The 1907 book Legends of Hawaii has the following account of creation involving Kāne. The author says that there are several versions of this story, probably due to waves of immigration from different areas of Polynesia at different times, but generally they agree on the major points. It says that in the beginning, there was nothing but Po; the endless black chaos. Then Kāne, sensing that he was separate from the Po, pulled himself free of Po by an act of sheer will. Sensing Kāne's presence, Lono and then Kū also pulled themselves free of Po. Then Kāne created the light to push back Po. Lono brought sound to the universe and Kū brought substance. Between them, they created all the lesser Gods. Then together, the three Gods created the Menehune, the lesser spirits to be their messengers and servants. Next, they created the world to be a footstool for the Gods. Finally, they gathered red clay from the four corners of the world, they mixed the clay with their spittle and molded it into the shape of a man. Then Kāne took a special magical white clay and formed it into a head. Then the three Gods breathed life into the statue and created the first man. The first man was created in the image of Kāne.

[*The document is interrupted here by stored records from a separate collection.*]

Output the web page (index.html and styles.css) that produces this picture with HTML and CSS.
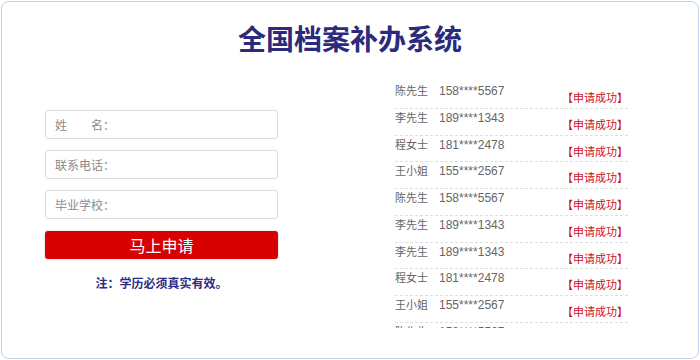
FILE: index.html
```html
<!DOCTYPE html>
<html lang="zh-CN">
<head>
<meta charset="utf-8">
<title>全国档案补办系统</title>
<link rel="stylesheet" href="styles.css">
</head>
<body>
<div class="card">
  <h1 class="title">全国档案补办系统</h1>
  <div class="columns">
    <div class="form">
      <input class="field" type="text" placeholder="姓　　名：">
      <input class="field" type="text" placeholder="联系电话：">
      <input class="field" type="text" placeholder="毕业学校：">
      <button class="submit" type="button">马上申请</button>
      <p class="note">注：学历必须真实有效。</p>
    </div>
    <div class="list">
      <ul class="rows">
        <li class="row"><span class="name">陈先生</span><span class="phone">158****5567</span><span class="status">【申请成功】</span></li>
        <li class="row"><span class="name">李先生</span><span class="phone">189****1343</span><span class="status">【申请成功】</span></li>
        <li class="row"><span class="name">程女士</span><span class="phone">181****2478</span><span class="status">【申请成功】</span></li>
        <li class="row"><span class="name">王小姐</span><span class="phone">155****2567</span><span class="status">【申请成功】</span></li>
        <li class="row"><span class="name">陈先生</span><span class="phone">158****5567</span><span class="status">【申请成功】</span></li>
        <li class="row"><span class="name">李先生</span><span class="phone">189****1343</span><span class="status">【申请成功】</span></li>
        <li class="row"><span class="name">李先生</span><span class="phone">189****1343</span><span class="status">【申请成功】</span></li>
        <li class="row"><span class="name">程女士</span><span class="phone">181****2478</span><span class="status">【申请成功】</span></li>
        <li class="row"><span class="name">王小姐</span><span class="phone">155****2567</span><span class="status">【申请成功】</span></li>
        <li class="row"><span class="name">陈先生</span><span class="phone">158****5567</span><span class="status">【申请成功】</span></li>
      </ul>
    </div>
  </div>
</div>
</body>
</html>
```
FILE: styles.css
```css
html, body {
  margin: 0;
  padding: 0;
  overflow: hidden;
  background: #ffffff;
}
body {
  font-family: "Liberation Sans", "Noto Sans CJK SC", sans-serif;
}
.card {
  box-sizing: border-box;
  margin: 1px;
  width: 698px;
  height: 358px;
  border: 1px solid #bcd3ee;
  border-radius: 8px;
  background: #fff;
}
.title {
  margin: 17px 0 0;
  font-family: "Noto Sans CJK SC", sans-serif;
  font-size: 28px;
  line-height: 38px;
  font-weight: 700;
  color: #2b2a7c;
  text-align: center;
}
.columns {
  display: flex;
  gap: 117px;
  padding-left: 43px;
  margin-top: 25px;
}
.form {
  width: 233px;
  padding-top: 28px;
  display: flex;
  flex-direction: column;
}
.field {
  box-sizing: border-box;
  height: 29px;
  margin: 0 0 11px;
  padding: 0 9px;
  border: 1px solid #dcdcdc;
  border-radius: 3px;
  font-family: "Noto Sans CJK SC", sans-serif;
  font-size: 12px;
  color: #333;
  outline: none;
}
.field::placeholder {
  color: #8a8a8a;
}
.submit {
  box-sizing: border-box;
  height: 28px;
  margin: 1px 0 0;
  border: 0;
  border-radius: 3px;
  background: #d80000;
  color: #fff;
  font-family: "Noto Sans CJK SC", sans-serif;
  font-size: 16px;
  line-height: 28px;
  padding: 0;
  box-shadow: 0 0 2px rgba(0,0,0,0.25);
}
.note {
  margin: 15px 0 0;
  text-align: center;
  font-family: "Noto Sans CJK SC", sans-serif;
  font-size: 12px;
  line-height: 18px;
  font-weight: 700;
  color: #2e2d86;
}
.list {
  width: 233px;
  height: 246px;
  overflow: hidden;
}
.rows {
  list-style: none;
  margin: 0;
  padding: 0;
}
.row {
  height: 25.75px;
  border-bottom: 1px dashed #dedede;
  font-size: 12px;
  line-height: 16px;
  color: #666;
}
.name {
  display: inline-block;
  width: 44px;
  font-family: "Noto Sans CJK SC", sans-serif;
  font-size: 11px;
}
.phone {
  font-family: "Liberation Sans", sans-serif;
}
.status {
  float: right;
  margin-top: 7px;
  font-family: "Noto Sans CJK SC", sans-serif;
  font-size: 11px;
  color: #cc1020;
}
```
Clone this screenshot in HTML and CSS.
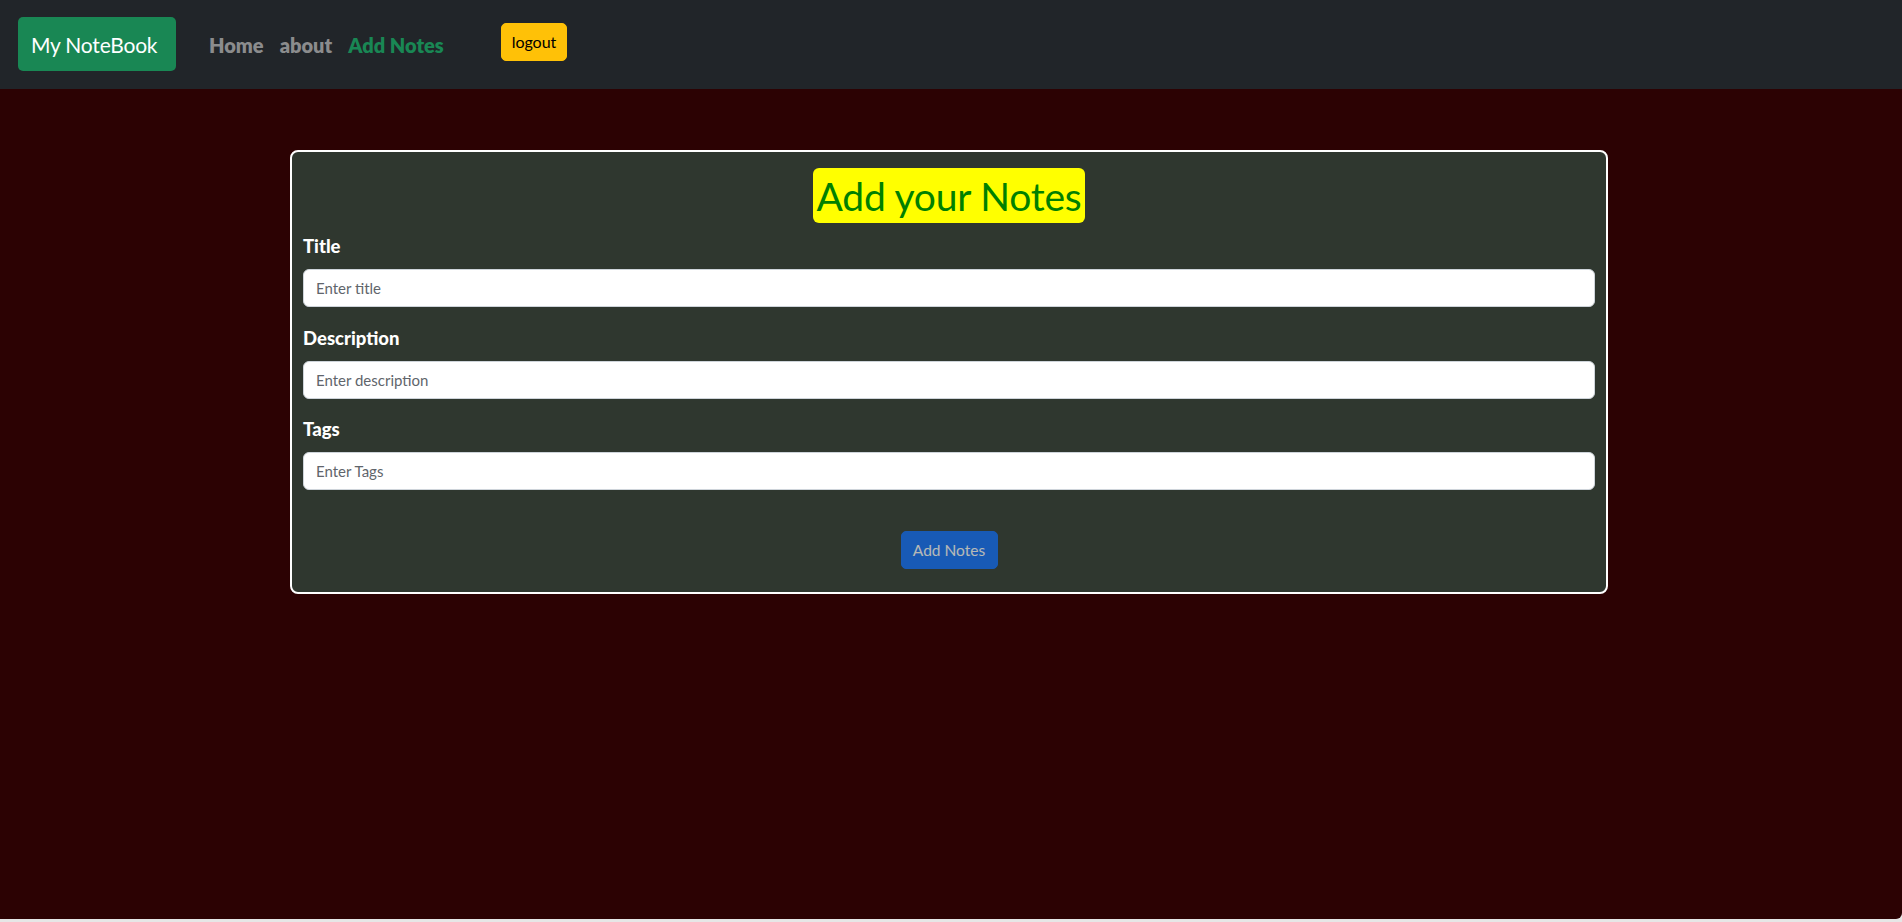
FILE: index.html
```html
<!DOCTYPE html>
<html lang="en">
<head>
<meta charset="utf-8">
<title>My NoteBook</title>
<link rel="stylesheet" href="styles.css">
</head>
<body>
<div class="page">
  <nav class="navbar">
    <a class="brand" href="#">My NoteBook</a>
    <ul class="nav-links">
      <li><a class="nav-link" href="#">Home</a></li>
      <li><a class="nav-link" href="#">about</a></li>
      <li><a class="nav-link active" href="#">Add Notes</a></li>
    </ul>
    <button class="btn-logout" type="button">logout</button>
  </nav>

  <main class="main">
    <form class="card">
      <div class="heading-row">
        <h1 class="heading">Add your Notes</h1>
      </div>
      <div class="field">
        <label class="label" for="title">Title</label>
        <input class="input" id="title" type="text" placeholder="Enter title">
      </div>
      <div class="field">
        <label class="label" for="description">Description</label>
        <input class="input" id="description" type="text" placeholder="Enter description">
      </div>
      <div class="field">
        <label class="label" for="tags">Tags</label>
        <input class="input" id="tags" type="text" placeholder="Enter Tags">
      </div>
      <div class="actions">
        <button class="btn-primary" type="submit" disabled>Add Notes</button>
      </div>
    </form>
  </main>
</div>
</body>
</html>
```

FILE: styles.css
```css
html {
  background: #e6e6e6;
}

body {
  margin: 0;
  font-family: "Lato", "Open Sans", "Liberation Sans", sans-serif;
}

.page {
  height: 919px;
  background: #2c0203;
  border-bottom-right-radius: 6px;
  overflow: hidden;
}

.navbar {
  height: 89px;
  background: #212529;
  display: flex;
  align-items: center;
  padding: 0 0 0 18px;
  box-sizing: border-box;
}

.brand {
  display: flex;
  align-items: center;
  width: 158px;
  height: 54px;
  box-sizing: border-box;
  padding-left: 13px;
  margin-top: -1px;
  background: #198754;
  border-radius: 5px;
  color: #fff;
  font-size: 21px;
  text-decoration: none;
  letter-spacing: -0.2px;
}

.nav-links {
  list-style: none;
  margin: 1px 0 0;
  padding: 0 0 0 33px;
  width: 325px;
  box-sizing: border-box;
  display: flex;
  gap: 16px;
}

.nav-link {
  color: #8b8c8d;
  font-weight: 800;
  font-size: 20px;
  text-decoration: none;
}

.nav-link.active {
  color: #198754;
}

.btn-logout {
  height: 38px;
  width: 66px;
  padding: 0;
  background: #ffc107;
  border: 1px solid #ffc107;
  border-radius: 5px;
  color: #000;
  font-family: inherit;
  font-size: 16px;
  margin-top: -6px;
}

.main {
  padding-top: 61px;
  display: flex;
  justify-content: center;
}

.card {
  width: 1318px;
  margin-left: -4px;
  box-sizing: border-box;
  border: 2px solid #fff;
  border-radius: 8px;
  background: #2f372f;
  padding: 16px 11px 23px;
}

.heading-row {
  display: flex;
  justify-content: center;
  margin-bottom: 9px;
}

.heading {
  margin: 0;
  height: 55px;
  display: flex;
  align-items: center;
  padding: 0 4px;
  background: #ffff00;
  color: #008000;
  font-weight: 400;
  font-size: 39px;
  border-radius: 6px;
  letter-spacing: -0.2px;
}

.field {
  margin-bottom: 16.5px;
}

.label {
  display: block;
  color: #fff;
  font-weight: 900;
  font-size: 18.5px;
  line-height: 28px;
  margin-bottom: 9px;
}

.input {
  display: block;
  width: 100%;
  height: 38px;
  box-sizing: border-box;
  padding: 0 12px;
  border: 1px solid #ced4da;
  border-radius: 6px;
  background: #fff;
  font-family: inherit;
  font-size: 15px;
  color: #212529;
}

.input::placeholder {
  color: #5f656b;
}

.actions {
  display: flex;
  justify-content: center;
  padding-top: 24.5px;
}

.btn-primary {
  height: 38px;
  width: 97px;
  padding: 0;
  background: #0d6efd;
  border: 1px solid #0d6efd;
  border-radius: 5px;
  color: #fff;
  font-family: inherit;
  font-size: 15.5px;
  opacity: 0.65;
}
```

There is a parallel legend that says that Kāne alone breathed life into the man-statue. At the same time, Kanaloa tried to duplicate Kāne's feat, but his statue failed to come to life. So he challenged Kāne, saying something to the effect, "that man will live only a certain span of time, then he will die. When he dies, I will claim him as my own." This seems to tie in with his position as ruler of the dead as an entity separate from Kāne. Some versions say that Kanaloa is the alter ego of Kāne, the dark half so to speak. Others say he is a lesser god who was created to be in charge of the dead. The author of this particular book says that in the oldest legends, prior to about 1100 A.D., there is no mention of Kanaloa. The author is of the opinion that Kanaloa is, therefore, an addition from some later wave of immigration to the islands.
There is another completely separate legend about the creation of man found in the Kumulipo. The first-born son of the Wākea and Ho`ohokukalani is stillborn. When he is buried, the first Kalo plant springs from his navel. Named Hāloa or Long Breathe. The second-born son named after the first, is the first modern man. Hence the two sons are eternally connected. Man tends his brother the Kalo, and the Kalo feeds his brother the man. In that version, there is no mention of Kāne.
Aloha, the traditional greeting, was originally spoken while touching foreheads and exchanging a breath of air. This is possibly a reflection of the legend, exchanging the breath of life, Håloa; originally given by the Gods.